Le président de la Cour constitutionnelle Valeri Zorkine a récemment déclaré que l’opposition russe s’était arrogée le droit de décider du sort du pays au nom du peuple, qu’elle sapait les bases juridiques de l’Etat russe et qu'elle pourrait même aller jusqu’à faire appel à l’Otan pour mettre en place un nouvel Etat à l’image de la Libye. A quel point ce scénario est-il réaliste?

Comme vous le savez, M.Zorkine a une manière très imagée de s’exprimer. Mais même si la protestation se déroule dans le cadre de la loi, ce n’est pas une raison pour l’accepter. Dans ce sens, il a entièrement raison, car les exigences anticonstitutionnelles de la rue sont aussi inacceptables que les actions anticonstitutionnelles des autorités. Je pense qu’il ne faut pas romancer ces protestations, ce qu’aiment faire les libéraux, estimant que les protestations sont une forme légitime du pouvoir. Ce n’est pas le cas. Elles sont une forme légitime d’interaction avec le gouvernement. Il faut bien faire la différence.

En ce qui concerne ses propos sur le scénario libyen et sur une intervention étrangère, je comprends leur origine, car la pression géopolitique extérieure est toujours présente. De la même manière que le risque d’un conflit intérieur, comme le dit Poutine. Toutefois, il est évident que Poutine et d’autres représentants du gouvernement exagèrent à des fins personnelles.

Où ces protestations conduiront-elles le pays?

Je pense que si les protestations continuaient à rester pacifiques et à se dérouler dans le cadre de la loi, ce serait très bon signe, et cela permettrait de renforcer l’Etat de droit, c’est-à-dire de réussir à mettre en place des élections libres et honnêtes, des tribunaux libres, de faire cesser la pression contre des petites entreprises, et ainsi de suite. J’ignore où elles conduiront.

Je pense que la présence du nom de Grigori Iavlinski (du parti Iabloko, dont la candidature a été rejetée par la Commission électorale - ndlr) sur les bulletins de vote [du 4 mars 2012] serait une bonne chose. D’après moi, il est impossible de réunir deux millions de signatures en seulement quelques semaines. C’est impensable. Je conçois que ce soit conforme à la législation électorale actuelle, cependant, il est nécessaire de la changer.

Personnellement, je rejoins la position d’Alexeï Koudrine. Selon lui, l’organisation de législatives anticipées dans deux ou trois ans (à conditions qu’elles se déroulent en conformité avec la loi) serait une bonne façon de prendre en compte les exigences de beaucoup de Russes civilement responsables, qui voudraient avoir un parlement légitime, des élections légitimes et un gouvernement légitime.

Quelle est la différence entre les protestations en Russie et celles au Moyen-Orient et en Afrique du Nord?

La Russie n’est par un système autoritaire.

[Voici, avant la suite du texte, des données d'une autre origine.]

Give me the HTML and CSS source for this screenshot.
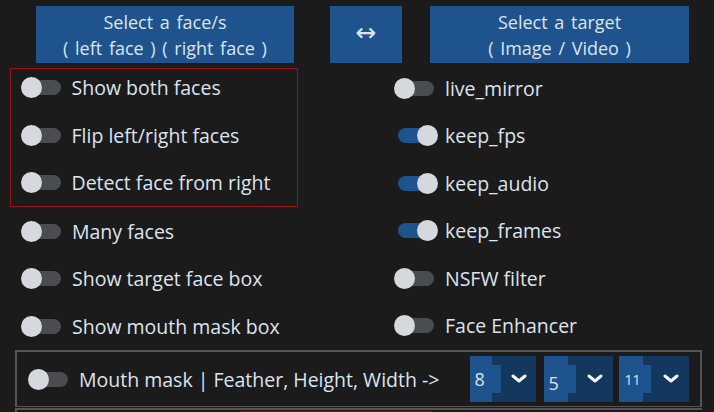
FILE: index.html
```html
<!DOCTYPE html>
<html>
<head>
<meta charset="utf-8">
<link rel="stylesheet" href="styles.css">
</head>
<body>
<div class="top">
  <div class="btn btn-wide">Select a face/s<br>( left face ) ( right face )</div>
  <div class="btn btn-swap">&#8596;</div>
  <div class="btn btn-wide btn-target">Select a target<br>( Image / Video )</div>
</div>
<div class="main">
  <div class="col col-left">
    <div class="redbox">
      <div class="row"><span class="sw"><span class="knob"></span></span><span class="lbl">Show both faces</span></div>
      <div class="row"><span class="sw"><span class="knob"></span></span><span class="lbl">Flip left/right faces</span></div>
      <div class="row"><span class="sw"><span class="knob"></span></span><span class="lbl">Detect face from right</span></div>
    </div>
    <div class="rows-out">
      <div class="row"><span class="sw"><span class="knob"></span></span><span class="lbl">Many faces</span></div>
      <div class="row"><span class="sw"><span class="knob"></span></span><span class="lbl">Show target face box</span></div>
      <div class="row"><span class="sw"><span class="knob"></span></span><span class="lbl">Show mouth mask box</span></div>
    </div>
  </div>
  <div class="col col-right">
    <div class="row"><span class="sw"><span class="knob"></span></span><span class="lbl">live_mirror</span></div>
    <div class="row"><span class="sw on"><span class="knob"></span></span><span class="lbl">keep_fps</span></div>
    <div class="row"><span class="sw on"><span class="knob"></span></span><span class="lbl">keep_audio</span></div>
    <div class="row"><span class="sw on"><span class="knob"></span></span><span class="lbl">keep_frames</span></div>
    <div class="row"><span class="sw"><span class="knob"></span></span><span class="lbl">NSFW filter</span></div>
    <div class="row"><span class="sw"><span class="knob"></span></span><span class="lbl">Face Enhancer</span></div>
  </div>
</div>
<div class="mouth">
  <span class="sw"><span class="knob"></span></span>
  <span class="lbl mlbl">Mouth mask | Feather, Height, Width -&gt;</span>
  <div class="dds">
    <div class="dd dd1"><div class="dd-val"><span class="num">8</span></div><div class="dd-arrow"><svg width="16" height="9" viewBox="0 0 16 9"><polyline points="2,2 8,7 14,2" fill="none" stroke="#f2f4f6" stroke-width="3" stroke-linecap="round" stroke-linejoin="round"/></svg></div></div>
    <div class="dd dd2"><div class="dd-val"><span class="num num5">5</span></div><div class="dd-arrow"><svg width="16" height="9" viewBox="0 0 16 9"><polyline points="2,2 8,7 14,2" fill="none" stroke="#f2f4f6" stroke-width="3" stroke-linecap="round" stroke-linejoin="round"/></svg></div></div>
    <div class="dd dd3"><div class="dd-val"><span class="num num11">11</span></div><div class="dd-arrow"><svg width="16" height="9" viewBox="0 0 16 9"><polyline points="2,2 8,7 14,2" fill="none" stroke="#f2f4f6" stroke-width="3" stroke-linecap="round" stroke-linejoin="round"/></svg></div></div>
  </div>
</div>
<div class="next">
  <div class="next-red"></div>
</div>
</body>
</html>
```
FILE: styles.css
```css
* { box-sizing: border-box; }
html, body {
  margin: 0;
  padding: 0;
  background: #1b1b1b;
  width: 714px;
  height: 412px;
  overflow: hidden;
  font-family: "Open Sans", "Noto Sans", sans-serif;
  color: #dce4ee;
}
.top {
  display: flex;
  padding: 6px 0 0 36px;
  height: 63px;
}
.btn {
  background: #1f538d;
  height: 57px;
  display: flex;
  align-items: center;
  justify-content: center;
  text-align: center;
  font-size: 18px;
  word-spacing: 2px;
  line-height: 26px;
  color: #dce4ee;
}
.btn-wide { width: 258px; }
.btn-swap {
  width: 72px;
  margin-left: 36px;
  font-family: "DejaVu Sans", sans-serif;
  font-size: 25px;
  padding-bottom: 3px;
}
.btn-target { width: 259px; margin-left: 28px; }

.main {
  display: flex;
  padding: 5px 0 0 10px;
}
.col-left { width: 288px; }
.redbox {
  border: 1.5px solid #9b1111;
  padding: 0.5px 0 4px 9.5px;
  display: flex;
  flex-direction: column;
  gap: 11.5px;
  height: 139px;
}
.rows-out {
  display: flex;
  flex-direction: column;
  gap: 11.5px;
  padding: 6px 0 0 11px;
}
.col-right {
  margin-left: 96px;
  padding-top: 2px;
  display: flex;
  flex-direction: column;
  gap: 11.5px;
}
.row {
  height: 36px;
  display: flex;
  align-items: center;
}
.sw {
  position: relative;
  width: 40px;
  height: 21px;
  display: inline-flex;
  align-items: center;
  flex: none;
}
.sw::before {
  content: "";
  display: block;
  margin-left: 4px;
  width: 36px;
  height: 15px;
  border-radius: 8px;
  background: #4a4d50;
}
.knob {
  position: absolute;
  left: 0;
  top: 0;
  width: 21px;
  height: 21px;
  border-radius: 50%;
  background: #d5d9de;
}
.sw.on { margin-left: 4px; margin-right: -4px; }
.sw.on::before { margin-left: 0; width: 36px; background: #1f538d; }
.sw.on .knob { left: auto; right: 0; }
.lbl {
  margin-left: 11px;
  font-size: 19.5px;
  white-space: nowrap;
}

.mouth {
  margin: 6px 12px 0 15px;
  height: 57px;
  border: 2px solid #545454;
  border-bottom-width: 1.5px;
  display: flex;
  align-items: center;
  padding-left: 11px;
}
.mlbl { margin-left: 11px; }
.dds {
  display: flex;
  margin-left: 31px;
  align-items: center;
}
.dd {
  height: 46px;
  background: #14375e;
  display: flex;
}
.dd1 { width: 66px; }
.dd2 { width: 69px; margin-left: 8px; }
.dd3 { width: 70px; margin-left: 6px; }
.dd-val {
  width: 22px;
  background: #1f538d;
  display: flex;
  align-items: center;
  flex: none;
}
.dd2 .dd-val, .dd3 .dd-val { width: 24px; }
.num {
  background: #1f538d;
  height: 28px;
  width: 31px;
  flex: none;
  display: flex;
  align-items: center;
  padding-left: 4px;
  font-size: 18px;
  line-height: 1;
}
.dd2 .num, .dd3 .num { width: 32px; }
.num5 { padding-top: 7px; }
.num11 { font-size: 14px; padding-left: 5px; padding-top: 2px; }
.dd-arrow {
  flex: 1;
  display: flex;
  align-items: center;
  justify-content: center;
  padding-left: 9px;
  padding-bottom: 2px;
}
.next {
  margin: 1px 12px 0 15px;
  border-top: 2px solid #545454;
  border-left: 2px solid #545454;
  height: 10px;
  padding-left: 223px;
  padding-top: 1px;
}
.next-red {
  width: 192px;
  height: 4px;
  border-top: 2px solid #9b1111;
}
```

J’ai toujours insisté sur le fait que la Russie est une démocratie fragile avec des éléments autoritaires. Il ne s'agit pas d'un autoritarisme sabotant intégralement les bases de la démocratie, aussi les points de départ sont complètement différents. Par exemple, en Egypte, l'état d’urgence était en vigueur depuis 1967. La Russie est un pays bien plus libre, et l’a toujours été. Aujourd’hui, il est nécessaire de renforcer ces principes démocratiques, et c’est tout à fait faisable dans le cadre de l’ordre constitutionnel en place. Mon message principal est le suivant: de combien de révolutions avez-vous besoin? 1917, 1991, 1993… Si un nouvel ordre politique était mis en place pour tout recommencer, il détruirait ces institutions. C’est de la folie.

Comment les protestations peuvent-elles aider à mettre en place une démocratie forte et un Etat de droit?

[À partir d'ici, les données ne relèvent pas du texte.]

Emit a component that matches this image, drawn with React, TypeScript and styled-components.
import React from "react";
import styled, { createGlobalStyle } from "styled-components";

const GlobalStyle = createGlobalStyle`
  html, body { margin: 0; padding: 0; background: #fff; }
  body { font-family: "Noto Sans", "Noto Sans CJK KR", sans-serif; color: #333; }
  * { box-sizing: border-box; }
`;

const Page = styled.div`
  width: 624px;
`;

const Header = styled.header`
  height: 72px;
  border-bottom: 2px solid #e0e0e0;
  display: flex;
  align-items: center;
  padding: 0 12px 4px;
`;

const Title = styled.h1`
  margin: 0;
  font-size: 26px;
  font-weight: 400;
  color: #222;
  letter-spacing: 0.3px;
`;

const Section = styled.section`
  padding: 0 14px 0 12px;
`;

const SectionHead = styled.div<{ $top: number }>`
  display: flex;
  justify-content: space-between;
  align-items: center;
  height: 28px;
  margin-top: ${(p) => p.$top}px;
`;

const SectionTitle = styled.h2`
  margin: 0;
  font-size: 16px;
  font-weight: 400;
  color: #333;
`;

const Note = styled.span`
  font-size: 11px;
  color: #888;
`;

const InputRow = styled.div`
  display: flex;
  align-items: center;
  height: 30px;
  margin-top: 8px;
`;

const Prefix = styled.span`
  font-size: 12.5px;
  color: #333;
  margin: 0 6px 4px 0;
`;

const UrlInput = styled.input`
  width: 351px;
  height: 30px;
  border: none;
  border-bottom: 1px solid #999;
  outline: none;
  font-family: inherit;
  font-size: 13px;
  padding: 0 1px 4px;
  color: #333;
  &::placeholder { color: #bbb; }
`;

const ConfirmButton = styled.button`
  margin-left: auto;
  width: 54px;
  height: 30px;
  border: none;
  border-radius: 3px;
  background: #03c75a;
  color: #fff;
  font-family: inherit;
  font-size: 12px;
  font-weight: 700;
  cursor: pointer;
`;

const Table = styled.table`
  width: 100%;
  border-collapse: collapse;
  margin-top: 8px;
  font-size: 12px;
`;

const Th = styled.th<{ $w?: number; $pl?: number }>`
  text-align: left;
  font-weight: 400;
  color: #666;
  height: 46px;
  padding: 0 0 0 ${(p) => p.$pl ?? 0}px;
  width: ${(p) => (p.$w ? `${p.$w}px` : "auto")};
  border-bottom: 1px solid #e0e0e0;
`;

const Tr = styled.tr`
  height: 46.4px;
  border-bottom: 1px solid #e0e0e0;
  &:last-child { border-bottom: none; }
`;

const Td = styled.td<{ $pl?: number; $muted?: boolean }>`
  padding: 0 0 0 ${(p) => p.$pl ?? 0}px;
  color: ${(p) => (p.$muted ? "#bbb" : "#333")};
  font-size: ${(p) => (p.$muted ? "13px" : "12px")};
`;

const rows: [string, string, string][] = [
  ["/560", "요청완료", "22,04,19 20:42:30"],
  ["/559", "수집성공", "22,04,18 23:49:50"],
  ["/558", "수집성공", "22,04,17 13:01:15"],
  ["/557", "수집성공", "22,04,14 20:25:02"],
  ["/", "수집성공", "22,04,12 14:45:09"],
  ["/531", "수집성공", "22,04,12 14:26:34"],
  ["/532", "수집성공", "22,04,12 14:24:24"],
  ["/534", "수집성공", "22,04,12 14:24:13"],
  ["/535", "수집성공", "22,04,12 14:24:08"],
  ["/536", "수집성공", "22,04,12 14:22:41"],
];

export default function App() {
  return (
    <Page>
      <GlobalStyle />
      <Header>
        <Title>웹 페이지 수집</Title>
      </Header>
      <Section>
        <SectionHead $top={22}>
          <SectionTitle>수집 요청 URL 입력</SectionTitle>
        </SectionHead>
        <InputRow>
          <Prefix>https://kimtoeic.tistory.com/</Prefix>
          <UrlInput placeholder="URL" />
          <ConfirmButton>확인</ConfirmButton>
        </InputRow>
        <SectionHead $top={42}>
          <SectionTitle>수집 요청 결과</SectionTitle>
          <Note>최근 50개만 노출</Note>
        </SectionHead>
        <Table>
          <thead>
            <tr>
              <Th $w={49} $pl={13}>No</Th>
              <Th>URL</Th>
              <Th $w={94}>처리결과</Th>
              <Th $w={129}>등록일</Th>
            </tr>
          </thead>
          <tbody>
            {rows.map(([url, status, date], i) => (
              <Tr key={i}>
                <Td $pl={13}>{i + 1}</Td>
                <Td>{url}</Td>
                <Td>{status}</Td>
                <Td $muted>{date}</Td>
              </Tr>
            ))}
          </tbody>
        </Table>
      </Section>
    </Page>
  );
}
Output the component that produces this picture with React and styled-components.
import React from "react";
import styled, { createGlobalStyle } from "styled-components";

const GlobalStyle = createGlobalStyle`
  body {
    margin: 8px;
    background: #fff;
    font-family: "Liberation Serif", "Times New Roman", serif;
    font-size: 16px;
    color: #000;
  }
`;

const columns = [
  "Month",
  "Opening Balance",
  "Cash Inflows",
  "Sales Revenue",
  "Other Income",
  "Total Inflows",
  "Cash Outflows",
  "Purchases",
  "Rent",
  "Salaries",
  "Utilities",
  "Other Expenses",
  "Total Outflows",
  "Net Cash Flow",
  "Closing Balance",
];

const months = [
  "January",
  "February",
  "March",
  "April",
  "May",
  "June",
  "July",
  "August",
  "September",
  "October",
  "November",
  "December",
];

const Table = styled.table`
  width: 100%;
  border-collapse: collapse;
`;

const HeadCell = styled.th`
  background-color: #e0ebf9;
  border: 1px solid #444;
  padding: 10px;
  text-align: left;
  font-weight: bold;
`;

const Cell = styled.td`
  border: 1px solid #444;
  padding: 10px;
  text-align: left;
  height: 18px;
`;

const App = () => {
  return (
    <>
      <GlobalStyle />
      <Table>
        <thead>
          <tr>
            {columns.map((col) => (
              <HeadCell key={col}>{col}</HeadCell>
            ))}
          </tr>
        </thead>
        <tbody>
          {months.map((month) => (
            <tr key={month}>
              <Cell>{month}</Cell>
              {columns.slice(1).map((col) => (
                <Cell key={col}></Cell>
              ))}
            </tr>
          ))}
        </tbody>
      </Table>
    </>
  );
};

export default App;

Les protestations doivent maintenir leur force tout en restant dans un cadre légal. La force de la rue est importante, car elle pousse l’Etat à faire ce qu’il ne voudrait pas faire. Dans le même temps, cette force peut être très dangereuse en dépassant le cadre des exigences légales.
A l’heure actuelle, les exigences et les revendications des manifestants sont justes. Cependant, comme vous le savez, il existe toujours un danger de débordement. Dans les nouvelles conditions de la procédure simplifiée d’enregistrement des partis politiques, je voudrais voir un développement libre du système de partis, afin que l’énergie protestataire soit dirigée vers sa mise en place. Et ici, Vladimir Ryjkov, Vladimir Milov, Alexeï Navalny et tous les autres [ténors de l'opposition] ont un rôle à jouer.